DIRECTIONS -> Every line of the data that contains the string "React" must be copied.

PROVIDED DATA ->
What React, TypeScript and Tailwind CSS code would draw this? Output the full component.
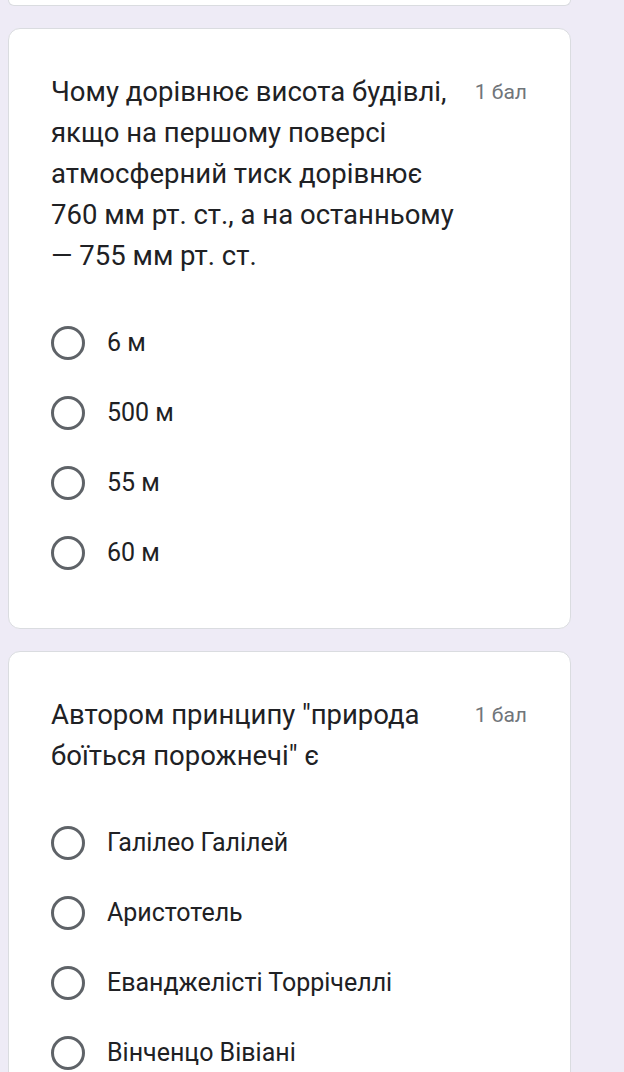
import React from "react";

type Question = {
  title: string;
  points: string;
  options: string[];
};

const questions: Question[] = [
  {
    title:
      "Чому дорівнює висота будівлі, якщо на першому поверсі атмосферний тиск дорівнює 760 мм рт. ст., а на останньому — 755 мм рт. ст.",
    points: "1 бал",
    options: ["6 м", "500 м", "55 м", "60 м"],
  },
  {
    title: 'Автором принципу "природа боїться порожнечі" є',
    points: "1 бал",
    options: ["Галілео Галілей", "Аристотель", "Еванджелісті Торрічеллі", "Вінченцо Вівіані"],
  },
];

const Radio = () => (
  <div className="w-[34px] h-[34px] shrink-0 rounded-full border-[3.5px] border-[#5f6368]" />
);

const QuestionCard = ({ q }: { q: Question }) => {
  return (
    <article className="ml-2 w-[563px] bg-white border border-[#dadce0] rounded-[12px] pl-[42px] pr-[43px] pt-[42px] pb-[40px]">
      <header className="flex items-start">
        <p className="flex-1 text-[27.5px] leading-[41px] text-[#202124]">{q.title}</p>
        <span className="ml-4 mt-[9px] text-[21px] leading-[24px] text-[#70757a] whitespace-nowrap">
          {q.points}
        </span>
      </header>
      <main className="flex flex-col mt-[32px]">
        {q.options.map((opt, index: number) => {
          return (
            <div key={index} className="flex items-center h-[70px] gap-[22px]">
              <Radio />
              <span className="text-[25px] text-[#202124]">{opt}</span>
            </div>
          );
        })}
      </main>
    </article>
  );
};

const App = () => {
  return (
    <div
      className="h-[1072px] bg-[#eeebf6] overflow-hidden"
      style={{ fontFamily: "Roboto, 'Noto Sans', sans-serif" }}
    >
      {/* tail of previous card */}
      <div className="ml-2 w-[563px] h-[6px] bg-white border border-t-0 border-[#dadce0] rounded-b-[12px]" />
      <div className="flex flex-col gap-[22px] mt-[22px]">
        {questions.map((q, index: number) => (
          <QuestionCard key={index} q={q} />
        ))}
      </div>
    </div>
  );
};

export default App;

RESULT OF THE EXERCISE ->
What React, TypeScript and Tailwind CSS code would draw this? Output the full component.
import React from "react";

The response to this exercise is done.